#### Given information ####
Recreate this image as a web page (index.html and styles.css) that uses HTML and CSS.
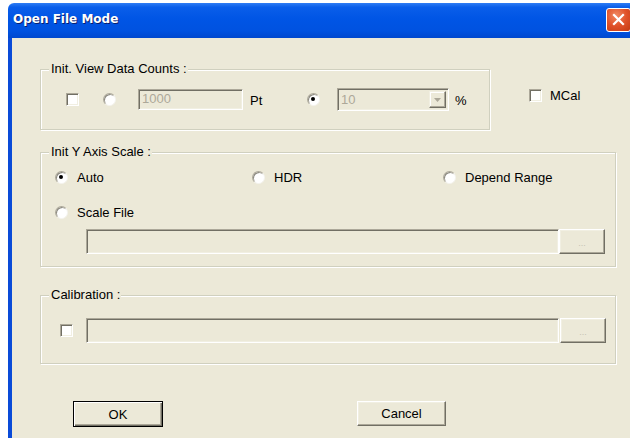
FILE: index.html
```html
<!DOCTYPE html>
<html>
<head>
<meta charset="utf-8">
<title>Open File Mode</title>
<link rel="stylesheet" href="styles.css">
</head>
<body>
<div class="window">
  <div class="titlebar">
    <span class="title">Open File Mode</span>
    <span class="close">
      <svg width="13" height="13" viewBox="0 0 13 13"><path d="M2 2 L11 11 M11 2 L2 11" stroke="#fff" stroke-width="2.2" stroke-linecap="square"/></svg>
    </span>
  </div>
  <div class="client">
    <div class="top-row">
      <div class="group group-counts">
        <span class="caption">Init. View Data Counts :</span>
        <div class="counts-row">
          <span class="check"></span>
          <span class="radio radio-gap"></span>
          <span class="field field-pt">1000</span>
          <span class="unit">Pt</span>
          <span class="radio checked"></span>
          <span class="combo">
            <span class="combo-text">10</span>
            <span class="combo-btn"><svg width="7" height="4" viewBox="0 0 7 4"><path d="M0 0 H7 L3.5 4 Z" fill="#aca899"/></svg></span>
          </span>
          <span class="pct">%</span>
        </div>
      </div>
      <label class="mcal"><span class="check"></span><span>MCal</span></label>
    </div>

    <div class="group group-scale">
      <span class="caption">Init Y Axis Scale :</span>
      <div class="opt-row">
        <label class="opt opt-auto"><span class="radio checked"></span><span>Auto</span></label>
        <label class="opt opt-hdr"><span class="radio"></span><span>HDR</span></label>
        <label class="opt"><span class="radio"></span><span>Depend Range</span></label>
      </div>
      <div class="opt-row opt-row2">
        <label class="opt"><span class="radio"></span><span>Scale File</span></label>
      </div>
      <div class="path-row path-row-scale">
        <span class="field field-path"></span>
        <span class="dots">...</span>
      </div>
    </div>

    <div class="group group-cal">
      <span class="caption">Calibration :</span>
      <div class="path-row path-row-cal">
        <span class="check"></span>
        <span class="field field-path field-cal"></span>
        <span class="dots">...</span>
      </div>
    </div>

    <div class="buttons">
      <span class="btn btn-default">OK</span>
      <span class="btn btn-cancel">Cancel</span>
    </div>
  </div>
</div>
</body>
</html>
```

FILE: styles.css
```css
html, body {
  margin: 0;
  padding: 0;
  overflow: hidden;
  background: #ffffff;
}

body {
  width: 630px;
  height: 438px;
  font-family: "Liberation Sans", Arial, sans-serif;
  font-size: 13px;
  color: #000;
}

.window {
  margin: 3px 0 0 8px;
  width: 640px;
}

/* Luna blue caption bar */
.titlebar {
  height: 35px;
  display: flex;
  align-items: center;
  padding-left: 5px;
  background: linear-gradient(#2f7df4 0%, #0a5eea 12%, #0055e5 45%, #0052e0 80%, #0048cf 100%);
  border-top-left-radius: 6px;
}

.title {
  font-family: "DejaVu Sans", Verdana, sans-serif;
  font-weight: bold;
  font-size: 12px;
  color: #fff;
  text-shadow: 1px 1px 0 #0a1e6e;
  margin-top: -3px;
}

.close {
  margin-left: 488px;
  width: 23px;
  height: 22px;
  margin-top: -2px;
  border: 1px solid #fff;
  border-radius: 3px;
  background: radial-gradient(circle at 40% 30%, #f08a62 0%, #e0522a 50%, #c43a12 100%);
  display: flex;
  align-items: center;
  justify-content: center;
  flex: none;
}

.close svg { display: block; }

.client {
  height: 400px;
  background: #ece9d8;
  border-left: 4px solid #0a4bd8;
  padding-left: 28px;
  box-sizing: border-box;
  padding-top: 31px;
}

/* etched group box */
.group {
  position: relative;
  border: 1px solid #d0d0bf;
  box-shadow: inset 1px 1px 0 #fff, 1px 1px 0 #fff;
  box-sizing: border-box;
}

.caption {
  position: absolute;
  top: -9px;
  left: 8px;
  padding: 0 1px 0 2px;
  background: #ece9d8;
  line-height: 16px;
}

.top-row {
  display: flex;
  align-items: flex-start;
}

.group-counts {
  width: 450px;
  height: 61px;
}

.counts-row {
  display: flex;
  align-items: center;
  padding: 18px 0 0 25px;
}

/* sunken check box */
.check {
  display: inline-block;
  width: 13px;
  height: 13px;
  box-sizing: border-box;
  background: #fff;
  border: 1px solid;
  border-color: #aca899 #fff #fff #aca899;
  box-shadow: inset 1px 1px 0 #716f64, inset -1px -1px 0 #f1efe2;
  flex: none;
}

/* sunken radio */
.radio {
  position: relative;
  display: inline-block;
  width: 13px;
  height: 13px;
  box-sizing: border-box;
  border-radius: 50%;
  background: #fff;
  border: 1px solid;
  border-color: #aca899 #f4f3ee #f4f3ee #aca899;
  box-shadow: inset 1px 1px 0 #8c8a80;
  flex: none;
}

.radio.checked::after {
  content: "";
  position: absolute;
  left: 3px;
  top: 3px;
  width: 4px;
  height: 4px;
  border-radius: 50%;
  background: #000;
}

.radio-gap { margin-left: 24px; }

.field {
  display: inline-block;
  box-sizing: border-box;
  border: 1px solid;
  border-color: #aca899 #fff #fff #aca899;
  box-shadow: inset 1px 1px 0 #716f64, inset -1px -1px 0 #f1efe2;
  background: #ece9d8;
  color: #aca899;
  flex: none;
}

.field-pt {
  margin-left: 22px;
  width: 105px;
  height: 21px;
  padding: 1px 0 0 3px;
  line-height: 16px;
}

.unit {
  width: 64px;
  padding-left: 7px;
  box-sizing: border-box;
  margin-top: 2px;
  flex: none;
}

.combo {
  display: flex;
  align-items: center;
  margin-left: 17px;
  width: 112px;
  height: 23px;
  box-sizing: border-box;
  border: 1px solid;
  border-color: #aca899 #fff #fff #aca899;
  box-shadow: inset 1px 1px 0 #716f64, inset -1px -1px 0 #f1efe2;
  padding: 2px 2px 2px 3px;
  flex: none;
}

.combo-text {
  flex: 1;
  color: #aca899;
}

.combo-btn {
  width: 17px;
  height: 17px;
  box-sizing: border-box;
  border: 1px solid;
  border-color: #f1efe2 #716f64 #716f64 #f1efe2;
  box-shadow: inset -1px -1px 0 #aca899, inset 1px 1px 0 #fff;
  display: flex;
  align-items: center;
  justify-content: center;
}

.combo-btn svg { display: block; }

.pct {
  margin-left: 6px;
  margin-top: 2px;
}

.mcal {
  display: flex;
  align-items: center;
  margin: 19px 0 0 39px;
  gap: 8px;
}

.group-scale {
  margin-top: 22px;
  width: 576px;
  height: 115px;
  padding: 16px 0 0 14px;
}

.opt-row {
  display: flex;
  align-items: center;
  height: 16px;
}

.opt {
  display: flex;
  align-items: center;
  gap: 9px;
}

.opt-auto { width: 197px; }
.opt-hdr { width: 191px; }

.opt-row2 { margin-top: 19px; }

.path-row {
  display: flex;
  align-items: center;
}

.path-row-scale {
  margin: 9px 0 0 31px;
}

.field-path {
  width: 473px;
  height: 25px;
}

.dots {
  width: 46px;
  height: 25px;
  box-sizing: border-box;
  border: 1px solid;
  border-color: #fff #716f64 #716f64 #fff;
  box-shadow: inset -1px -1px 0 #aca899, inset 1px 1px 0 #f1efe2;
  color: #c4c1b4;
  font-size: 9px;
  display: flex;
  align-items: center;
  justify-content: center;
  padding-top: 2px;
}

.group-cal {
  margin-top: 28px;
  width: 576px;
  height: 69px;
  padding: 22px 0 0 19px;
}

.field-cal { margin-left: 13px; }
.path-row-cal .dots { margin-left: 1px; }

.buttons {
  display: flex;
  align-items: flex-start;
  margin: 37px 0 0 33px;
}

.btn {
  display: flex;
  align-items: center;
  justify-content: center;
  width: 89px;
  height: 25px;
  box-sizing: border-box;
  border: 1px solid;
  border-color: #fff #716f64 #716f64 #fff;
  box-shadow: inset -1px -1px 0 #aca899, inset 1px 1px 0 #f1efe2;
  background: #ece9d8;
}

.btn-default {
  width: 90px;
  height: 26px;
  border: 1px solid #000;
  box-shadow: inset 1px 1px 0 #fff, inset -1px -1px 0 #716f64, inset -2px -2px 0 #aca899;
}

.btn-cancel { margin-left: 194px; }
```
####
#### Given information ####
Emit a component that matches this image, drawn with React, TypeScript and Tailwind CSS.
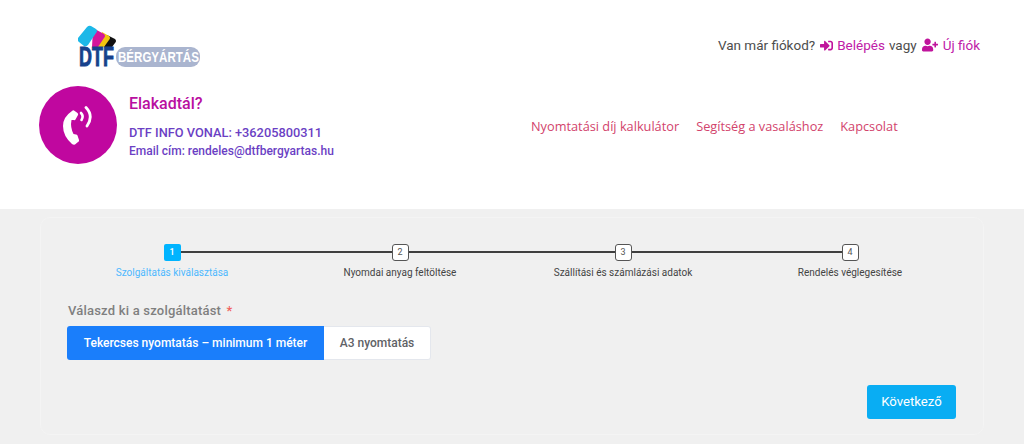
####
List all lines in the material containing the string "this".

**Problem solution**.
Recreate this image as a web page (index.html and styles.css) that uses HTML and CSS.
Emit a component that matches this image, drawn with React, TypeScript and Tailwind CSS.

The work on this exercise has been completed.